Another dead giveaway that the payload is base64 data are the equal signs at the end. Every base64 encoded payload must end on a four-byte boundary. When the payload doesn’t end on a four-byte boundary, it is padded with one, two, or three equal signs. These are not part of the standard base64 alphabet and are understood to be padding. A nine-digit SSN encoded using base64 will always have two equal signs for padding.
This is the equivalent of saying, “we have everything locked in a safe. Here is the safe for you to hold. Here is the combination and instructions for opening said safe. But you definitely cannot see what is inside the safe.” Nobody would confuse this real-world analogy for real data security, and we shouldn’t confuse the digital equivalent either.
Why Were the SSNs In the Browser at All?
HTTP is a stateless protocol. Every time the browser makes a new request, the server responds as if it has never seen the browser before. Because this doesn’t make for a very rich web experience, web developers need a way to store state in the browser. Thanks to GDPR, CCPA, CPRA, and various other privacy regulations, you’re probably familiar with at least the existence of cookies by this point. A cookie is one method used to store data in the browser, preserving state. The server sets the cookie in the response. The browser passes the cookie data back to the server with each subsequent request.
Another method frequently used by web developers to maintain state are hidden form fields. These form fields are encoded in the Document Object Model (DOM) of the webpage – effectively the page source. Hidden form fields can be trivially viewed by examining page source and are prime candidates for inspection.

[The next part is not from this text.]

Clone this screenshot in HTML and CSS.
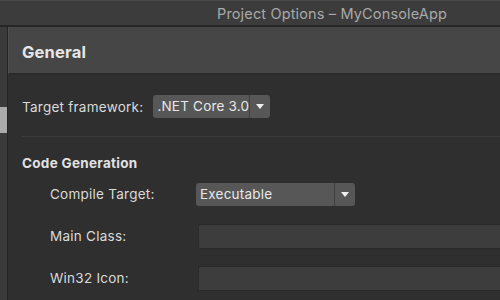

The fact that a hidden form field exists indicates the developer intended to store some state in the variable. Many developers don’t consider that even though the form field is hidden, users can still interact with the data, both to view and change it. As a result, hidden form fields are a very common source of vulnerabilities in web applications. Developers know they must validate user input, but many fail to view hidden form field data as user input, rationalizing that it was created by the server and sent back to the server.
To analogize this with a real-world example, consider this the equivalent of giving a user a box to hold that contains a tee shirt. They will take the box in another room out of your view. Later, they will hand the box back to you, at which point you will carry the box through a TSA checkpoint. Would you be willing to trust that nothing has changed in the box and risk a body cavity search? Of course not. So too, should a webserver not blindly trust that no dangerous contents have been placed in the box.

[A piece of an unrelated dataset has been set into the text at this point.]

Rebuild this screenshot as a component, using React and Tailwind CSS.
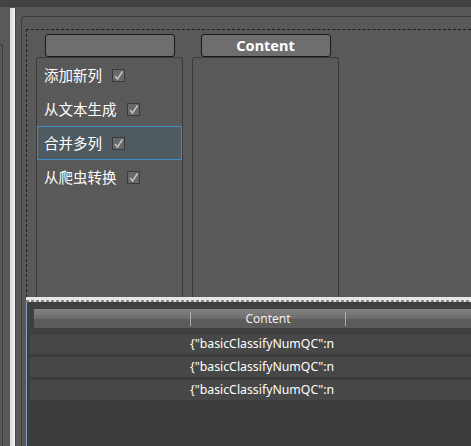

Similarly, the box might contain extremely sensitive data, like social security numbers. To align with the probable case that SSNs were base64 encoded, in this example, the SSNs are present in the box but have been printed onto 9 jigsaw puzzle pieces. They are there for anyone who wishes to assemble the puzzle, which is trivial for anyone to do. Would you hand this box containing your personal data to any stranger that requested it, even if they needed to assemble puzzle pieces to understand it fully? Again, of course not.
The issue at hand is not the number of steps required to view the sensitive data. The problem is that the sensitive data should never have been in the browser in the first place.
Does Intent Matter When Vulnerabilities Are Disclosed?
The impact of the flaw is significant. Based on reporting from the St Louis Post-Dispatch, there were likely more than 100,000 SSNs available through the application. Governor Parson stated to the press that the reporter “took the records of at least three educators.”
While we can never truly measure intent, the number of records accessed is a strong indicator. If the reporter had accessed all 100,000 SSNs to “confirm the vulnerability”, this might be viewed with suspicion. If the reporter subsequently released the SSNs to the public, this would be ethically questionable. But would even that be breaking the law? That seems unclear.
At the federal level, there is precedent for downloading publicly available information and releasing it potentially being a crime (but maybe not). For those not familiar with Andrew Auernheimer (aka “Weev”), in 2010, he and his friend downloaded publicly accessible data for 120,000 AT&T customers and provided it to Gawker. Auernheimer was convicted under the controversial Computer Fraud and Abuse Act in 2012, but his sentence was vacated in 2014 due to an improper trial venue. In 2013, Auernheimer filed an appeal based partly on the fact that the information he accessed was publicly available (even if AT&T didn’t intend it to be). If you’ve ever seen a laptop sticker that says “wget is not a crime” (probably at a security conference), this is what it refers to. After the sentence was vacated, the government did not retry the case. This leaves the question of whether accessing publicly available (but sensitive) data in bulk and providing it to a third party is a federal crime. One court said yes, but lacked venue, and the merits of the case were never tested under appeal.
While “is accessing publicly available data a crime” is still an open legal question, that’s not what happened here. The reporter discovered the vulnerability, confirmed it by accessing three records, did not provide the data to external parties, notified the system owner, and didn’t publish information about the vulnerability before it could be mitigated. Had the reporter accessed thousands of records (or enumerated all records), there would be more reason for concern. But here, it’s fairly obvious the reporter did not intend to steal personal data. Intent matters elsewhere in the US legal system; it likely should here as well.
Threatening a reporter with legal action is almost always a bad idea and usually creates an unintended Streisand Effect. But more generally, organizations should be careful not to shoot the messenger when security vulnerabilities are disclosed. The question of whether this was a crime might be more black and white if the reporter had enumerated all records before reporting the issue. That governor Parson said only three records were taken seems to contraindicate any malicious intent.
Instead of focusing on this so-called “hacking,” Governor Parson should be worried about the security of the state’s applications, particularly those that are available for public use.